#### [Objective]
Without including any images, repeat the data exactly.

#### [Supplied information]

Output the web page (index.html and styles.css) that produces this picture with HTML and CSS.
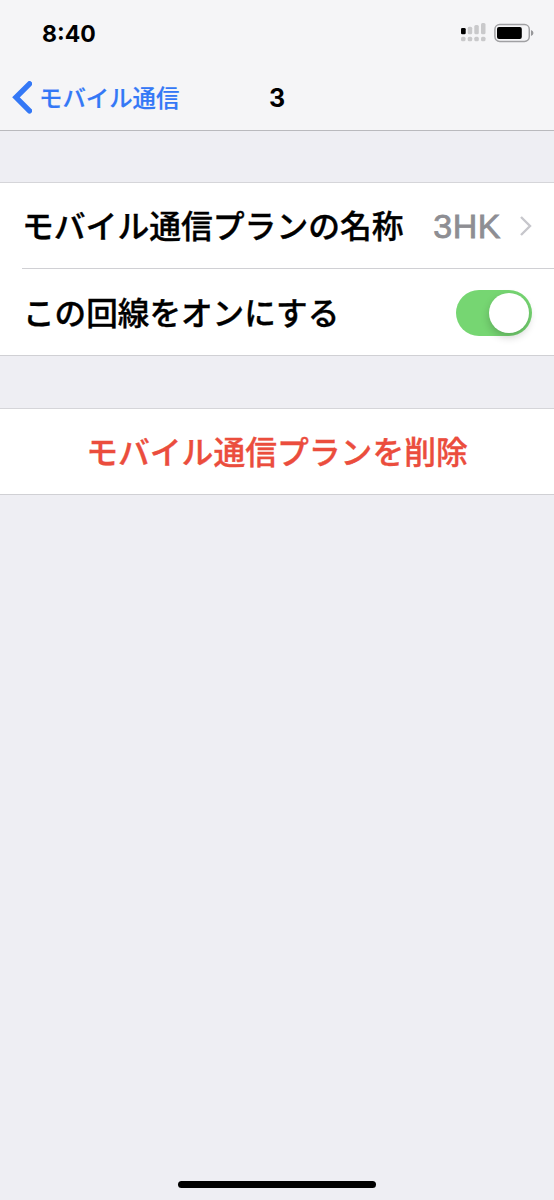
FILE: index.html
```html
<!DOCTYPE html>
<html lang="ja">
<head>
<meta charset="utf-8">
<title>モバイル通信</title>
<link rel="stylesheet" href="styles.css">
</head>
<body>
<div class="screen">
  <header class="header">
    <div class="status">
      <span class="time">8:40</span>
      <span class="indicators">
        <svg class="signal" width="26" height="20" viewBox="0 0 26 20">
          <g fill="#c9c9cb"><rect x="6.700" y="3.700" width="4.500" height="7.500" rx="1.500"/><rect x="13.300" y="2" width="4.500" height="9.200" rx="1.500"/><rect x="20" y="0" width="4.500" height="11.200" rx="1.500"/><rect x="0" y="13.800" width="4.500" height="4.400" rx="1.500"/><rect x="6.700" y="13.800" width="4.500" height="4.400" rx="1.500"/><rect x="13.300" y="13.800" width="4.500" height="4.400" rx="1.500"/><rect x="20" y="13.800" width="4.500" height="4.400" rx="1.500"/></g>
          <rect x="0" y="5" width="4.700" height="6.200" rx="1.300"/>
        </svg>
        <svg class="battery" width="40" height="20" viewBox="0 0 40 20">
          <rect x=".9" y="1.600" width="34.400" height="16.800" rx="4.800" fill="none" stroke="#a0a0a3" stroke-width="1.500"/>
          <rect x="3" y="4" width="24.800" height="12" rx="2"/>
          <path d="M37 7q2.500 1 2.500 3T37 13z" fill="#97979a"/>
        </svg>
      </span>
    </div>
    <nav class="nav">
      <a class="back"><svg width="21" height="34" viewBox="0 0 21 34"><path d="M18.500 2.800 5 16.300 18.500 29.800" fill="none" stroke="#3478f6" stroke-width="5.400" stroke-linecap="round"/></svg><span>モバイル通信</span></a>
      <h1 class="title">3</h1>
    </nav>
  </header>
  <main>
    <section class="group">
      <div class="row"><span class="label">モバイル通信プランの名称</span><span class="value">3HK</span><svg class="chevron" width="13" height="22" viewBox="0 0 13 22"><path d="M2 2 11 11 2 20" fill="none" stroke="#c7c7cc" stroke-width="2.400"/></svg></div>
      <div class="row toggle-row"><span class="label">この回線をオンにする</span><span class="switch"><span class="knob"></span></span></div>
    </section>
    <section class="group actions">
      <div class="row delete">モバイル通信プランを削除</div>
    </section>
  </main>
  <div class="home"></div>
</div>
</body>
</html>
```
FILE: styles.css
```css
* { box-sizing: border-box; }
body { margin: 0; font-family: "Liberation Sans", "Noto Sans CJK JP", sans-serif; }
.screen { width: 554px; height: 1200px; background: #eeeef3; display: flex; flex-direction: column; overflow: hidden; }
main { flex: 1; }
.header { height: 131px; background: #f5f5f7; border-bottom: 1px solid #b9b9bd; }
.status { height: 66px; display: flex; justify-content: space-between; padding: 0 20px 0 42px; }
.time { font: 700 23px/68px Inter, sans-serif; }
.indicators { display: flex; gap: 7px; padding-top: 23px; }
.nav { height: 63px; display: grid; grid-template-columns: 1fr auto 1fr; align-items: center; }
.back { display: flex; align-items: center; gap: 7px; padding-left: 11px; color: #3478f6; font: 500 23.400px/30px "Noto Sans CJK JP", sans-serif; white-space: nowrap; -webkit-text-stroke: .2px; }
.back span { padding-bottom: 2px; }
.title { margin: 0; font: 700 25px/30px Inter, sans-serif; }
.group { margin-top: 51px; background: #fff; border-top: 1px solid #d5d5d9; border-bottom: 1px solid #d0d0d4; }
.row { display: flex; align-items: center; height: 85px; padding: 0 22px; font: 500 31.800px/40px "Noto Sans CJK JP", sans-serif; -webkit-text-stroke: .35px; white-space: nowrap; }
.label { flex: 1; padding-bottom: 3px; }
.value { color: #8e8e93; font: 400 34px/40px "Liberation Sans", sans-serif; letter-spacing: .5px; padding-top: 1px; -webkit-text-stroke: .8px; }
.chevron { margin-left: 18px; }
.toggle-row { height: 87px; margin-left: 22px; padding-left: 0; border-top: 1px solid #d0d0d4; }
.toggle-row .label { padding-left: 1px; padding-bottom: 2px; font-size: 31.600px; }
.switch { width: 76px; height: 46px; margin-top: 1px; border-radius: 23px; background: #76d672; padding: 3px; display: flex; justify-content: flex-end; }
.knob { width: 40px; height: 40px; border-radius: 50%; background: #fff; box-shadow: 0 4px 8px rgba(0,0,0,.2); }
.actions { margin-top: 52px; }
.delete { justify-content: center; color: #eb4d3d; padding-bottom: 4px; }
.home { width: 198px; height: 7px; border-radius: 4px; background: #000; margin: 0 auto 12px; }
```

#### [Result for this exercise]
Output the web page (index.html and styles.css) that produces this picture with HTML and CSS.
FILE: index.html
```html
<!DOCTYPE html>
<html lang="ja">
<head>
<meta charset="utf-8">
<title>モバイル通信</title>
<link rel="stylesheet" href="styles.css">
</head>
<body>
<div class="screen">
  <header class="header">
    <div class="status">
      <span class="time">8:40</span>
      <span class="indicators">
        <svg class="signal" width="26" height="20" viewBox="0 0 26 20">
          <g fill="#c9c9cb"><rect x="6.700" y="3.700" width="4.500" height="7.500" rx="1.500"/><rect x="13.300" y="2" width="4.500" height="9.200" rx="1.500"/><rect x="20" y="0" width="4.500" height="11.200" rx="1.500"/><rect x="0" y="13.800" width="4.500" height="4.400" rx="1.500"/><rect x="6.700" y="13.800" width="4.500" height="4.400" rx="1.500"/><rect x="13.300" y="13.800" width="4.500" height="4.400" rx="1.500"/><rect x="20" y="13.800" width="4.500" height="4.400" rx="1.500"/></g>
          <rect x="0" y="5" width="4.700" height="6.200" rx="1.300"/>
        </svg>
        <svg class="battery" width="40" height="20" viewBox="0 0 40 20">
          <rect x=".9" y="1.600" width="34.400" height="16.800" rx="4.800" fill="none" stroke="#a0a0a3" stroke-width="1.500"/>
          <rect x="3" y="4" width="24.800" height="12" rx="2"/>
          <path d="M37 7q2.500 1 2.500 3T37 13z" fill="#97979a"/>
        </svg>
      </span>
    </div>
    <nav class="nav">
      <a class="back"><svg width="21" height="34" viewBox="0 0 21 34"><path d="M18.500 2.800 5 16.300 18.500 29.800" fill="none" stroke="#3478f6" stroke-width="5.400" stroke-linecap="round"/></svg><span>モバイル通信</span></a>
      <h1 class="title">3</h1>
    </nav>
  </header>
  <main>
    <section class="group">
      <div class="row"><span class="label">モバイル通信プランの名称</span><span class="value">3HK</span><svg class="chevron" width="13" height="22" viewBox="0 0 13 22"><path d="M2 2 11 11 2 20" fill="none" stroke="#c7c7cc" stroke-width="2.400"/></svg></div>
      <div class="row toggle-row"><span class="label">この回線をオンにする</span><span class="switch"><span class="knob"></span></span></div>
    </section>
    <section class="group actions">
      <div class="row delete">モバイル通信プランを削除</div>
    </section>
  </main>
  <div class="home"></div>
</div>
</body>
</html>
```
FILE: styles.css
```css
* { box-sizing: border-box; }
body { margin: 0; font-family: "Liberation Sans", "Noto Sans CJK JP", sans-serif; }
.screen { width: 554px; height: 1200px; background: #eeeef3; display: flex; flex-direction: column; overflow: hidden; }
main { flex: 1; }
.header { height: 131px; background: #f5f5f7; border-bottom: 1px solid #b9b9bd; }
.status { height: 66px; display: flex; justify-content: space-between; padding: 0 20px 0 42px; }
.time { font: 700 23px/68px Inter, sans-serif; }
.indicators { display: flex; gap: 7px; padding-top: 23px; }
.nav { height: 63px; display: grid; grid-template-columns: 1fr auto 1fr; align-items: center; }
.back { display: flex; align-items: center; gap: 7px; padding-left: 11px; color: #3478f6; font: 500 23.400px/30px "Noto Sans CJK JP", sans-serif; white-space: nowrap; -webkit-text-stroke: .2px; }
.back span { padding-bottom: 2px; }
.title { margin: 0; font: 700 25px/30px Inter, sans-serif; }
.group { margin-top: 51px; background: #fff; border-top: 1px solid #d5d5d9; border-bottom: 1px solid #d0d0d4; }
.row { display: flex; align-items: center; height: 85px; padding: 0 22px; font: 500 31.800px/40px "Noto Sans CJK JP", sans-serif; -webkit-text-stroke: .35px; white-space: nowrap; }
.label { flex: 1; padding-bottom: 3px; }
.value { color: #8e8e93; font: 400 34px/40px "Liberation Sans", sans-serif; letter-spacing: .5px; padding-top: 1px; -webkit-text-stroke: .8px; }
.chevron { margin-left: 18px; }
.toggle-row { height: 87px; margin-left: 22px; padding-left: 0; border-top: 1px solid #d0d0d4; }
.toggle-row .label { padding-left: 1px; padding-bottom: 2px; font-size: 31.600px; }
.switch { width: 76px; height: 46px; margin-top: 1px; border-radius: 23px; background: #76d672; padding: 3px; display: flex; justify-content: flex-end; }
.knob { width: 40px; height: 40px; border-radius: 50%; background: #fff; box-shadow: 0 4px 8px rgba(0,0,0,.2); }
.actions { margin-top: 52px; }
.delete { justify-content: center; color: #eb4d3d; padding-bottom: 4px; }
.home { width: 198px; height: 7px; border-radius: 4px; background: #000; margin: 0 auto 12px; }
```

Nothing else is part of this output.